Additional Facts and Related Thoughts:
  • The Old Coach Road on which the first church sat was the original east-west route through western Mill Creek Hundred, pre-dating the "Road from Newark to Cuckoldstown (Stanton)" commissioned in 1768. This road would be laid out approximately where today's Kirkwood Highway/Old Capitol Trail is, and was positioned to go by the recently-built church.

  • I couldn't find anything that stated it specifically, but I got the impression that an Old Side congregation may have remained in the old meeting house after the new one was built in 1752. In fact, it seems that this is when Rev. William McKennan preached here. McKennan may have been the last to preach at the old meeting house up the hill. The "Old Siders" would have then rejoined their neighbors in the new church in 1759, after the reunification.

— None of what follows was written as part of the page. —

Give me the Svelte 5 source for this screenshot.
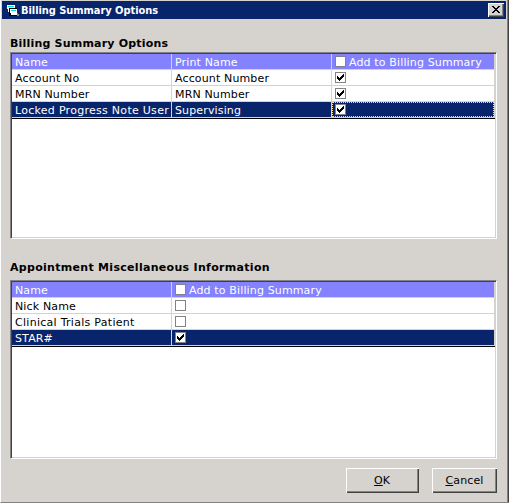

  • Oddly, like his predecessor Tennent, James Vallandigham also had a very controversial brother. Clement Vallandigham was one of the leaders of the Copperhead movement during the Civil War, and was an outspoken opponent of Lincoln and the war itself. He was eventually arrested for and convicted of "uttering disloyal sentiments". He was first sent to a military prison, then sent to the Confederacy. After his death in 1871 (and you have to read about that to believe it), his brother, Rev. James Vallandigham, wrote a very sympathetic biography of him.

  • The rather brief National Register of Historic Places form for the church states that there were two earlier churches on the present site -- one in 1752 and one in 1785. I've not seen that stated anywhere else, and I think they may have been confused by the stone wall, which was built in 1785.